Ottawa’s half-hearted “apology” came with an out-of-court financial settlement. Arar is to be given $10-million to compensate him for the physical and psychological torment and loss of income that he and his family suffered. On his return to Canada, Arar who lost his job due to his incarceration, was unable to find work because of the stigma attached to his name and the continuing efforts of sections of the national-security establishment to smear him. The government is also providing Arar with money to cover his legal expenses.
While such compensation is entirely warranted, the settlement—as exemplified by Harper’s use of the conditional “may”—is part of the continuing attempt of Canada’s political elite to obscure the role that the Canadian government and state played in the torture of an entirely innocent man and, moreover, the threat to democratic rights represented by the Canadian establishment’s “war on terror.”
The corporate media and political elite have sought to portray what happened to Arar as a unique, unfortunate mistake.
But in the wake of the September 11, 2001 terrorist attacks the then-Liberal government, with the support of all the opposition parties and the corporate media, dramatically increased the budgets and mandate of CSIS and the RCMP and rushed legislation through parliament that overturns longstanding judicial principles, including an accused’s right to a public trial and to be fully apprised of the state’s evidence.
The Canadian elite’s readiness to trample over civil liberties and complicity in torture is further illustrated by the Canadian government’s failure to make any protest against the Bush administration’s inhuman treatment of its Guantánamo Bay prisoners and the flouting of habeas corpus rights in a Military Commissions Act that authorizes the indefinite incarceration of those the government designates as “unlawful enemy combatants.”The Arar affair, the Harper government and Washington
Last fall, when Prime Minister Harper called on the Bush administration to admit that US authorities had erred in their treatment of Arar, he said his aim was to facilitate even closer relations, including cooperation in security matters, between Ottawa and Washington. But to the embarrassment of a Canadian government that is among the Bush administration’s most enthusiastic allies, the US government continues to insist that it did nothing wrong in sending Arar off to Syria and has every right to ignore the findings of the Canadian public inquiry into the Arar affair and continue to publicly identify him as a terrorist suspect.
In a letter to Canadian officials dated January 16, Attorney General Alberto Gonzales and Homeland Security Secretary Michael Chertoff argue that “the continued watch-listing of Mr. Arar is appropriate” and is “supported by information developed by U.S. law enforcement agencies that is independent of that provided to us by Canada regarding Mr. Arar.”
Canada’s Public Safety Minister Stockwell Day, however, has said that there is nothing new in the American dossier on Arar: “Our officials recently have looked at all the US information, and that does not change our position.”

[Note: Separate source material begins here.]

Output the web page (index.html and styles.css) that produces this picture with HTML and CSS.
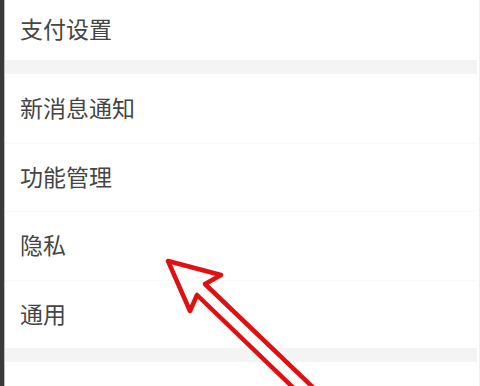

This mild criticism of the Bush administration’s refusal to take Arar off the US no-fly list prompted an angry outburst from Washington’s ambassador to Canada. “It’s a little presumptuous for him [Day] to say who the United States can and cannot allow into our country,” barked US Ambassador David Wilkins.
Washington’s decision to maintain Arar on the US no-fly list has far-reaching implications for him. Not only does it mean that he cannot travel to the US, but the US no-fly list is used by some 30 other countries, meaning that in much of the world Arar could find himself treated as a terrorist. In fact, Arar faces serious restrictions on his right to travel by-air even within Canada, since many domestic Canadian flights travel over US airspace and the US reserves the right to force down any plane within its airspace that is carrying someone on its no-flight list.
The Bush administration’s intransigence in respect to Arar is rooted in fears that to admit that it erred in sending him to Syria would open the floodgates to legal challenges to its patently illegal practice of “extraordinary rendition”—the handing over of so-called suspected terrorists to police-state regimes around the globe to be interrogated through torture.
But if Washington feels that it can so easily ignore Ottawa’s stance on the Arar case, it is because it knows that the Canadian government and national-security apparatus were entirely complicit in his ordeal and to this day remains ambivalent about the entire affair.
Harper’s pronouncement in the face of Washington’s refusal to remove Arar from the US no-fly list that his government retains “the right to disagree with the Americans when we have something substantial to disagree about” is posturing.
The Conservatives came to office last February determined to bring Canada’s foreign policy and geo-political stance even more in line with that of the Bush administration. The Harper government echoed Washington’s endorsement of the Israeli assault on Lebanon last summer and has promoted Canada’s increasing involvement in Afghanistan, which has allowed Washington to shift troops to Iraq, as Canada’s contribution to the “war on terror.”
Just as the Bush administration is ignoring the overwhelming popular opposition to its war of plunder in Iraq, Harper’s Conservatives are pushing ahead with Canada’s counter-insurgency operation in Afghanistan even if opinion polls consistently show a majority of Canadians opposing it.
The Harper government is also embracing unsubstantiated claims by American officials about Iran’s nuclear program. A Canadian warship has joined the US military buildup in the Persian Gulf, which is one of many signs of a possible impending US attack on Iran.
A strong consensus has emerged in the Canadian establishment that it must flex its military muscle in order to assert its own economic and geo-political interests in the world. Behind the occasional criticism of Washington and such token measures as the compensation deal with Arar, what remains in force is the militarist and anti-democratic agenda of the ruling elite—in Canada no less than in the United States.